### Stated task
Copy each line where the word "page" occurs.

### Records provided
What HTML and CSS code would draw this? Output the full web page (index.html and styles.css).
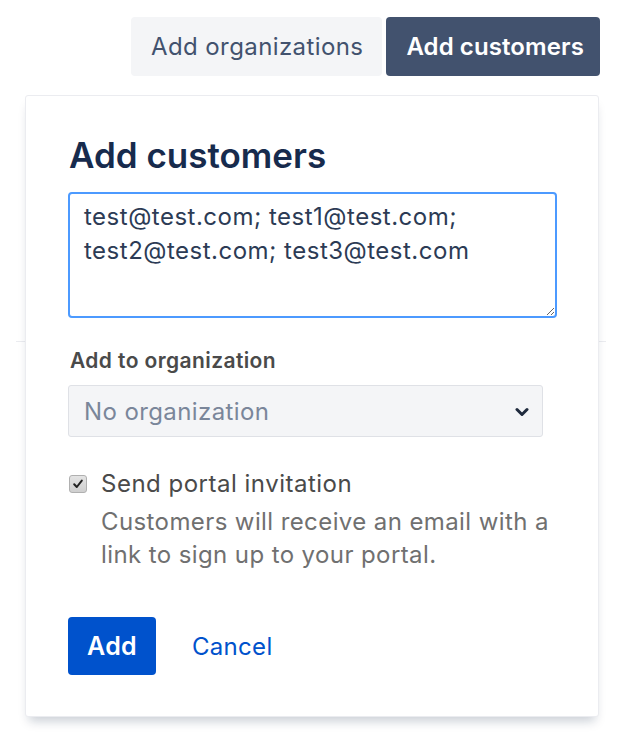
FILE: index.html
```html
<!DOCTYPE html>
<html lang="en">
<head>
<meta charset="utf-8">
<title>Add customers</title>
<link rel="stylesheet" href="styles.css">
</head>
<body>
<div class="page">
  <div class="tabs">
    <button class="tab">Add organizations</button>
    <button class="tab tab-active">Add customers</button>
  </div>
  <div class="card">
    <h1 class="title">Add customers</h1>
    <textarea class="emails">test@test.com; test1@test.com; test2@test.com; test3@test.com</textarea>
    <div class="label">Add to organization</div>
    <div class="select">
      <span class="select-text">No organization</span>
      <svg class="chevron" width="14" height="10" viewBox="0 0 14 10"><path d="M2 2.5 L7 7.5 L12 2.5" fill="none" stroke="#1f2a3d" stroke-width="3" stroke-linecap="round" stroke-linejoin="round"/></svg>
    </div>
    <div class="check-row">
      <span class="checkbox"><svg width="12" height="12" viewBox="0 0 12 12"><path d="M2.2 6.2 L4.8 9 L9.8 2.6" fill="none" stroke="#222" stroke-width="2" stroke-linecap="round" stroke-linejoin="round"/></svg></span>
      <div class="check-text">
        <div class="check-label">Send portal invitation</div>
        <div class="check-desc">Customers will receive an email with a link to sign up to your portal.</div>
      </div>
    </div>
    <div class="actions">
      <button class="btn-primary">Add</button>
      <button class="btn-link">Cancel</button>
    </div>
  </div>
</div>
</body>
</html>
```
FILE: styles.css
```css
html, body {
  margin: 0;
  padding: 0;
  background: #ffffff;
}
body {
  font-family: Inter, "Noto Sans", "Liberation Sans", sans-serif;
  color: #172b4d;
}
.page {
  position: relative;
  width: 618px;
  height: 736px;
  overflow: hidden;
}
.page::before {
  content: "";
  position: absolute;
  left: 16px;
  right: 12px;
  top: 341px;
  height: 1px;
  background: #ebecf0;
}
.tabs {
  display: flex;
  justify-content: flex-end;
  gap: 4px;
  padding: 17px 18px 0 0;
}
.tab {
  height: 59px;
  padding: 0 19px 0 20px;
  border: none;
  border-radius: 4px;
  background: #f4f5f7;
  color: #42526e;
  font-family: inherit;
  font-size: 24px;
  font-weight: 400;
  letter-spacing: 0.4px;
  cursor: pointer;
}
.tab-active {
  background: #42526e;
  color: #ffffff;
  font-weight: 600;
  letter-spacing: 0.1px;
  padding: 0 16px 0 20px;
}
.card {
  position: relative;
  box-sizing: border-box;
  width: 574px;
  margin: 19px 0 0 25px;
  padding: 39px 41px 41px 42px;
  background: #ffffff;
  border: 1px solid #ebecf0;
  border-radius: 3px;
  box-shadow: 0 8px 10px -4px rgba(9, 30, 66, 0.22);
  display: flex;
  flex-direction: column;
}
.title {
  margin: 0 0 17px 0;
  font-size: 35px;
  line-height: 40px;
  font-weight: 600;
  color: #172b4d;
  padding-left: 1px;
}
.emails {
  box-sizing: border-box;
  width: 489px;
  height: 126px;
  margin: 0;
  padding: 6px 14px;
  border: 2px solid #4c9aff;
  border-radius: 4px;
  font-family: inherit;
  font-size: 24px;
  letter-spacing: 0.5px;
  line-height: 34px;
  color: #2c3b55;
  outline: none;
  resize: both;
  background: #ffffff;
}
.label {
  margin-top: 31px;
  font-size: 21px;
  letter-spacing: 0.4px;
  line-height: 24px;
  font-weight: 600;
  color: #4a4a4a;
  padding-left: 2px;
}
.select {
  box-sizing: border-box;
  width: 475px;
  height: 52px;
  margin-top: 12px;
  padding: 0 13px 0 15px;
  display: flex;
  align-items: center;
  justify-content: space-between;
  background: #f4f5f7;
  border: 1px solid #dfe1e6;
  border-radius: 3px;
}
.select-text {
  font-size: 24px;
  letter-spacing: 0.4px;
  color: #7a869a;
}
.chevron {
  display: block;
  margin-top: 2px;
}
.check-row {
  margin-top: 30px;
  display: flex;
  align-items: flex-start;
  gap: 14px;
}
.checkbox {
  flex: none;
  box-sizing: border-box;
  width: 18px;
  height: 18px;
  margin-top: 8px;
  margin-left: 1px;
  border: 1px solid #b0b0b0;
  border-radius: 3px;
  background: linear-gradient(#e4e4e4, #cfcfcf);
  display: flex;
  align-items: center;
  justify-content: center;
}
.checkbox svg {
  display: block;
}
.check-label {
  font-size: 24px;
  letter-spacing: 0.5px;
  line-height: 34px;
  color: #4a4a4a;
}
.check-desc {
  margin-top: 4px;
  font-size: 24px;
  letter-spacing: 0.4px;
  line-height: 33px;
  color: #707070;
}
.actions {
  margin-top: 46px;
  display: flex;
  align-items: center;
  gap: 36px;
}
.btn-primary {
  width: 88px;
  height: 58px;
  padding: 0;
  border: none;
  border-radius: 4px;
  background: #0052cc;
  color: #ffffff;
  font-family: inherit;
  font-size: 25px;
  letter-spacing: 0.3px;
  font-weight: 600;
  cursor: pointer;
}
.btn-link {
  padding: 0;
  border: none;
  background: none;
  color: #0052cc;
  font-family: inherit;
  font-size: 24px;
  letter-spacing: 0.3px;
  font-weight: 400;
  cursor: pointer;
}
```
---
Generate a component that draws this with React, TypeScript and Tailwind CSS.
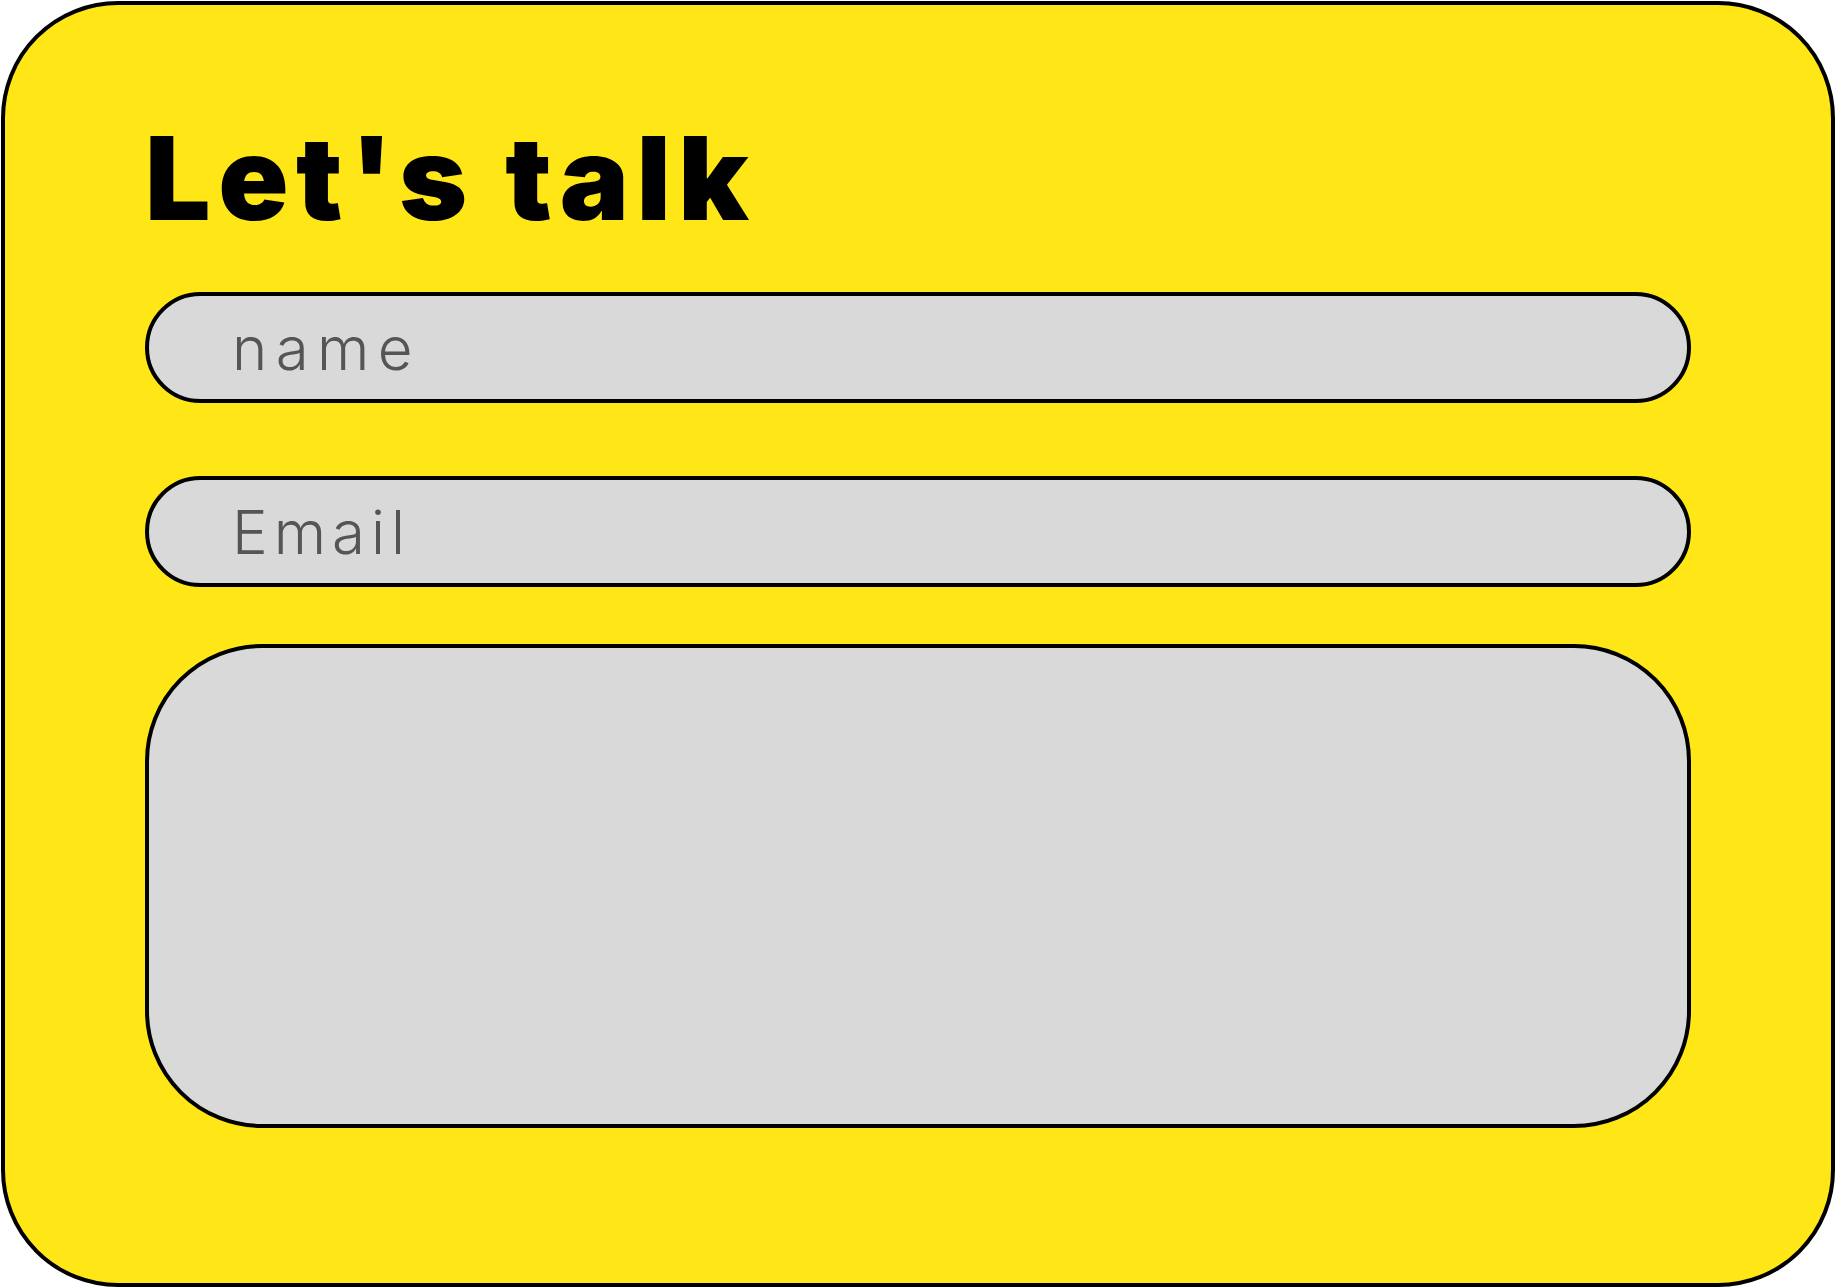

### Solution
What HTML and CSS code would draw this? Output the full web page (index.html and styles.css).
<div class="page">
.page {
.page::before {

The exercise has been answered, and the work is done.